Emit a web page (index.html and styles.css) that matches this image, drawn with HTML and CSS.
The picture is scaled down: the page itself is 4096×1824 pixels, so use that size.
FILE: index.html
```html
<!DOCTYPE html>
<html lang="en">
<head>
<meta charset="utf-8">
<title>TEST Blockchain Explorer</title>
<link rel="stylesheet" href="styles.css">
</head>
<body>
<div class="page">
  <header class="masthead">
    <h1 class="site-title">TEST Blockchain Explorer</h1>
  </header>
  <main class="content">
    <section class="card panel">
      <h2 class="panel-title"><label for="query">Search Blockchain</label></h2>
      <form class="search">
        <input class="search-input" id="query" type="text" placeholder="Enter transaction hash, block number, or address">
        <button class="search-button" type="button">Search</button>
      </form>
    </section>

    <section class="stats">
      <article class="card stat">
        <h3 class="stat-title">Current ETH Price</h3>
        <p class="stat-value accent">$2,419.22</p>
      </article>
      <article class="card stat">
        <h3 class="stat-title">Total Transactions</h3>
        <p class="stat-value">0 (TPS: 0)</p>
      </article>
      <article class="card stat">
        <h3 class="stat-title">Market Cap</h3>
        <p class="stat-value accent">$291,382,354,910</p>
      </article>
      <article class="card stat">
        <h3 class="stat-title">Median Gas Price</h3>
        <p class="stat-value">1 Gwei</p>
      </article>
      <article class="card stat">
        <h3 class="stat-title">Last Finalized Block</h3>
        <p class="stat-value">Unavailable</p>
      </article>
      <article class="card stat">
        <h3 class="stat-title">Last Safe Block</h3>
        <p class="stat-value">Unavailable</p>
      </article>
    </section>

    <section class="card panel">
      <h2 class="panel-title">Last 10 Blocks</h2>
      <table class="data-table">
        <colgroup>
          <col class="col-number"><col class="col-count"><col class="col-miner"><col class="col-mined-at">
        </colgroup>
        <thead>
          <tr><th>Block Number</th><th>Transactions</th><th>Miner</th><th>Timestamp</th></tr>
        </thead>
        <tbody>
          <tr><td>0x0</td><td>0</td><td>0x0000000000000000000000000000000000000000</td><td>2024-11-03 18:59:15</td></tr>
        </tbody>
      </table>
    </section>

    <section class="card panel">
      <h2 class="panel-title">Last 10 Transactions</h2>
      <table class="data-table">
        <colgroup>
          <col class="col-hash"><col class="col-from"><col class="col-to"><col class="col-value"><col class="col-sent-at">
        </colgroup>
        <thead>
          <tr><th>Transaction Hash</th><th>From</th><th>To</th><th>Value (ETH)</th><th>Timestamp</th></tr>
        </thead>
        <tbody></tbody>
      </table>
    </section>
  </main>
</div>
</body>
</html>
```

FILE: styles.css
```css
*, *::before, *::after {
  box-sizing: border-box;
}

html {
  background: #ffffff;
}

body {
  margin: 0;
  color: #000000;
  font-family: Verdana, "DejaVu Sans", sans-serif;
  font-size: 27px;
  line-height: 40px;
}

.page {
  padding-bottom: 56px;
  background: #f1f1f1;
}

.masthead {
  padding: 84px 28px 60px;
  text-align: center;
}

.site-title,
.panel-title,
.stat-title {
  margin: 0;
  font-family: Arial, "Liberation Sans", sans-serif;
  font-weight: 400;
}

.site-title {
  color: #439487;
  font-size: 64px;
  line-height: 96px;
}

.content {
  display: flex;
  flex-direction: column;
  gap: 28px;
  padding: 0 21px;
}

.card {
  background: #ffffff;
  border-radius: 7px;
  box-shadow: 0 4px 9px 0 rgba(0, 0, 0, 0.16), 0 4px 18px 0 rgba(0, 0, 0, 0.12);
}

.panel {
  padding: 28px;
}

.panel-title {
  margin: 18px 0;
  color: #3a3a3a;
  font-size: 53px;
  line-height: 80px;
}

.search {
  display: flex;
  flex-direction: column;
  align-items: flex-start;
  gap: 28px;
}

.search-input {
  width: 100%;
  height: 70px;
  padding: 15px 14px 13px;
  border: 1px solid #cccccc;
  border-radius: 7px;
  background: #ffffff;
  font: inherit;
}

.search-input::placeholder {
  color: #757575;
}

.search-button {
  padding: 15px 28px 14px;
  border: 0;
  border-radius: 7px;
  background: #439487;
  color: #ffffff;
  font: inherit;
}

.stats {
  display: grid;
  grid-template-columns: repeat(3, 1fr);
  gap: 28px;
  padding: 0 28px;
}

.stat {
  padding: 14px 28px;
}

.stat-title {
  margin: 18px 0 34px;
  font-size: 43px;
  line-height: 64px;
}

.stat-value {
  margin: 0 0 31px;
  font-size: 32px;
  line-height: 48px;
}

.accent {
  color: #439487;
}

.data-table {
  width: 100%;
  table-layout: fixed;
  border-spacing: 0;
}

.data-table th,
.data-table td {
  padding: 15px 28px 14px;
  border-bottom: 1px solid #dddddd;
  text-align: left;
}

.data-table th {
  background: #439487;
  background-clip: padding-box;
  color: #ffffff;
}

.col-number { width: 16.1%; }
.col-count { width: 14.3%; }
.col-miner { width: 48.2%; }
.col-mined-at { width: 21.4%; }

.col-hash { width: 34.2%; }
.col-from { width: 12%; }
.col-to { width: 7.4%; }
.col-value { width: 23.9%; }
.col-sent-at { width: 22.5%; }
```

** Prompt **
Retype all the material above precisely, with no line left out.

** Output below **
Emit a web page (index.html and styles.css) that matches this image, drawn with HTML and CSS.
The picture is scaled down: the page itself is 4096×1824 pixels, so use that size.
FILE: index.html
```html
<!DOCTYPE html>
<html lang="en">
<head>
<meta charset="utf-8">
<title>TEST Blockchain Explorer</title>
<link rel="stylesheet" href="styles.css">
</head>
<body>
<div class="page">
  <header class="masthead">
    <h1 class="site-title">TEST Blockchain Explorer</h1>
  </header>
  <main class="content">
    <section class="card panel">
      <h2 class="panel-title"><label for="query">Search Blockchain</label></h2>
      <form class="search">
        <input class="search-input" id="query" type="text" placeholder="Enter transaction hash, block number, or address">
        <button class="search-button" type="button">Search</button>
      </form>
    </section>

    <section class="stats">
      <article class="card stat">
        <h3 class="stat-title">Current ETH Price</h3>
        <p class="stat-value accent">$2,419.22</p>
      </article>
      <article class="card stat">
        <h3 class="stat-title">Total Transactions</h3>
        <p class="stat-value">0 (TPS: 0)</p>
      </article>
      <article class="card stat">
        <h3 class="stat-title">Market Cap</h3>
        <p class="stat-value accent">$291,382,354,910</p>
      </article>
      <article class="card stat">
        <h3 class="stat-title">Median Gas Price</h3>
        <p class="stat-value">1 Gwei</p>
      </article>
      <article class="card stat">
        <h3 class="stat-title">Last Finalized Block</h3>
        <p class="stat-value">Unavailable</p>
      </article>
      <article class="card stat">
        <h3 class="stat-title">Last Safe Block</h3>
        <p class="stat-value">Unavailable</p>
      </article>
    </section>

    <section class="card panel">
      <h2 class="panel-title">Last 10 Blocks</h2>
      <table class="data-table">
        <colgroup>
          <col class="col-number"><col class="col-count"><col class="col-miner"><col class="col-mined-at">
        </colgroup>
        <thead>
          <tr><th>Block Number</th><th>Transactions</th><th>Miner</th><th>Timestamp</th></tr>
        </thead>
        <tbody>
          <tr><td>0x0</td><td>0</td><td>0x0000000000000000000000000000000000000000</td><td>2024-11-03 18:59:15</td></tr>
        </tbody>
      </table>
    </section>

    <section class="card panel">
      <h2 class="panel-title">Last 10 Transactions</h2>
      <table class="data-table">
        <colgroup>
          <col class="col-hash"><col class="col-from"><col class="col-to"><col class="col-value"><col class="col-sent-at">
        </colgroup>
        <thead>
          <tr><th>Transaction Hash</th><th>From</th><th>To</th><th>Value (ETH)</th><th>Timestamp</th></tr>
        </thead>
        <tbody></tbody>
      </table>
    </section>
  </main>
</div>
</body>
</html>
```

FILE: styles.css
```css
*, *::before, *::after {
  box-sizing: border-box;
}

html {
  background: #ffffff;
}

body {
  margin: 0;
  color: #000000;
  font-family: Verdana, "DejaVu Sans", sans-serif;
  font-size: 27px;
  line-height: 40px;
}

.page {
  padding-bottom: 56px;
  background: #f1f1f1;
}

.masthead {
  padding: 84px 28px 60px;
  text-align: center;
}

.site-title,
.panel-title,
.stat-title {
  margin: 0;
  font-family: Arial, "Liberation Sans", sans-serif;
  font-weight: 400;
}

.site-title {
  color: #439487;
  font-size: 64px;
  line-height: 96px;
}

.content {
  display: flex;
  flex-direction: column;
  gap: 28px;
  padding: 0 21px;
}

.card {
  background: #ffffff;
  border-radius: 7px;
  box-shadow: 0 4px 9px 0 rgba(0, 0, 0, 0.16), 0 4px 18px 0 rgba(0, 0, 0, 0.12);
}

.panel {
  padding: 28px;
}

.panel-title {
  margin: 18px 0;
  color: #3a3a3a;
  font-size: 53px;
  line-height: 80px;
}

.search {
  display: flex;
  flex-direction: column;
  align-items: flex-start;
  gap: 28px;
}

.search-input {
  width: 100%;
  height: 70px;
  padding: 15px 14px 13px;
  border: 1px solid #cccccc;
  border-radius: 7px;
  background: #ffffff;
  font: inherit;
}

.search-input::placeholder {
  color: #757575;
}

.search-button {
  padding: 15px 28px 14px;
  border: 0;
  border-radius: 7px;
  background: #439487;
  color: #ffffff;
  font: inherit;
}

.stats {
  display: grid;
  grid-template-columns: repeat(3, 1fr);
  gap: 28px;
  padding: 0 28px;
}

.stat {
  padding: 14px 28px;
}

.stat-title {
  margin: 18px 0 34px;
  font-size: 43px;
  line-height: 64px;
}

.stat-value {
  margin: 0 0 31px;
  font-size: 32px;
  line-height: 48px;
}

.accent {
  color: #439487;
}

.data-table {
  width: 100%;
  table-layout: fixed;
  border-spacing: 0;
}

.data-table th,
.data-table td {
  padding: 15px 28px 14px;
  border-bottom: 1px solid #dddddd;
  text-align: left;
}

.data-table th {
  background: #439487;
  background-clip: padding-box;
  color: #ffffff;
}

.col-number { width: 16.1%; }
.col-count { width: 14.3%; }
.col-miner { width: 48.2%; }
.col-mined-at { width: 21.4%; }

.col-hash { width: 34.2%; }
.col-from { width: 12%; }
.col-to { width: 7.4%; }
.col-value { width: 23.9%; }
.col-sent-at { width: 22.5%; }
```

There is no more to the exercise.